Self-disclosure of criminal records during the recruitment process in schools

In light of current confusion in the sector about the above, we wanted to explain The Key’s position and the work we're doing to get to the bottom of this for our members.

New data protection law makes it more difficult to seek self-disclosure of criminal records during the job application process. Data protection should not be a barrier to safeguarding but, under the GDPR, you need to justify that self-disclosure is both ‘necessary and proportionate’. Our view is that it’s very unlikely that schools will be able to justify self-disclosure before the final stages of the process. Instead, their safeguarding responsibilities are met by the DBS check at the point of making a conditional job offer, and careful follow-up discussion. We therefore recommend that schools avoid discussing an applicant’s criminal record until after the DBS check.

We’ve come to our view based on advice from 2 law firms, support from the charity Unlock, as well as rigorous interrogation of the GDPR, DPA 2018 and published DfE guidance on safeguarding, recruitment and data protection. We are in discussions with the Information Commissioners Office at present.

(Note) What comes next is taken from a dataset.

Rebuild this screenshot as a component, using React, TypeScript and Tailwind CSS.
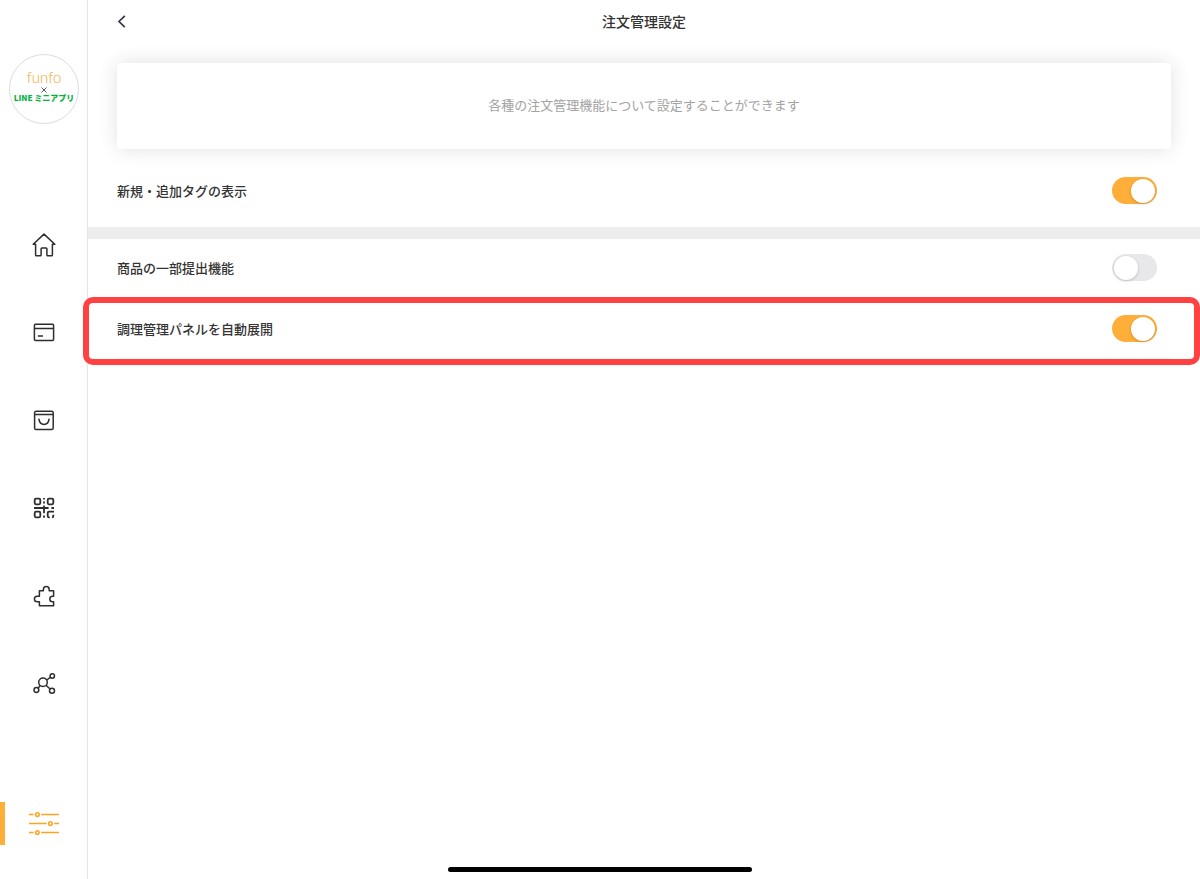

This is a new and complex area of law and we know that opinion is currently mixed. Our only aim is to establish a definitive position that the whole sector can confidently advocate as both legal and practical. We want schools to be able to move forward with confidence. That’s why we’re in discussions with the DfE, to make sure we cut through the confusion together and get a clear answer for schools, as quickly as possible. The DfE is currently discussing this recent legislation with its lawyers.

We’re doing everything we can to help our schools with their recruitment season and to safeguard children effectively within the remit of current legislation. If you’re a member of The Key, rest assured that as soon as we know any more, you’ll know too.